Adair Daufembach: A digitalização do áudio facilitou tudo. O que não ajudou muito foi a digitalização das vendas de música (risos). O que eu costumo dizer em termos de áudio (gravação) é que hoje eu tenho muito mais plug ins insubstituíveis do que equipamentos analógicos que não podem ser trocados por nada. Eu amo equipamento analógico, acho que faz muita diferença, mas não gosto de proferir a frase "digital não presta", como alguns produtores falam enquanto usam Pro Tools e gravam em disco rígido. Hoje tudo é 0 e 1. Já em termos das vendas, do mercado em si, definitivamente é preciso achar uma outra forma da coisa acontecer. Não adianta as pessoas virem com o papo do "tem que se atualizar", "tem que se adequar", "quem não se atualizar as plataformas digitais vai morrer" e todo esse mantra que geralmente é proferido por pessoas que não pagam as suas contas com música. Eu não estou dizendo que o serviço de streaming é um formato ruim e muito menos que as pessoas devem voltar a comprar CD. O que eu acho é que ele deve pagar mais e que as pessoas deveriam considerar ele bom quando efetivamente pagar valores significativos aos artistas.

O produtor precisa saber tocar todos os instrumentos ou é um plus?

Adair Daufembach: Acho que o produtor não precisa saber efetivamente "tocar" todos os instrumentos, mas ele sim precisa saber muito sobre todos os instrumentos que são característicos do estilo musical com qual trabalha. Eu por exemplo não toco bateria, mas é uma das coisas que eu mais conheço e vivo me atualizando, toda vez que estou conversando com amigos bateristas eles vem me pedir dicas e sempre rola a piada: "caramba, mas você nem toca bateria e sabe isso tudo!"(risos). Acho que o produtor também tem que saber tocar algum instrumento de harmonia.

Como foi sua evolução neste ramo e como tornou-se referência nacional com comparações a grandes produções internacionais?

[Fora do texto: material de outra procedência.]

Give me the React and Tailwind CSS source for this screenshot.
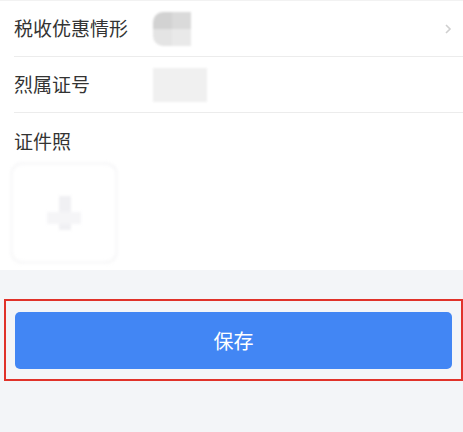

Adair Daufembach: Desde a minha primeira gravação eu sempre usei como referencia as melhores gravações do mercado. Eu nunca segui o raciocínio "bem, se eu tenho pouco equipamento e experiência eu vou usar como referência algo que foi gravado nessas circunstâncias". Não, eu sempre comparava o que eu estava fazendo com o que tinha de melhor, mesmo que eu soubesse que era quase impossível chegar naquilo por falta de estrutura. Isso ajudou muito. Acho que a minha dedicação e o amor pelo trabalho também foram fundamentais. Eu não sei explicar isso ao certo, mas pra mim o meu trabalho é como se fosse um chamado, uma missão. Enquanto eu comparava as minhas gravações com as referências gringas e via que não estava próximo eu não parava de tentar novas formas e comprar equipamento. Eu também sempre fui muito exagerado e eu tenho muito foco, não consigo, por exemplo, ser produtor e ter banda ou mesmo ter um passatempo. A única coisa que eu faço na vida é isso, trabalhar com áudio.

Hangar (FOTO:DIVULGAÇÃO/JORGE MALUF)

Dentre as bandas que você trabalhou, o Project46 é um dos maiores destaques. Conte um pouco de seu trabalha com a banda.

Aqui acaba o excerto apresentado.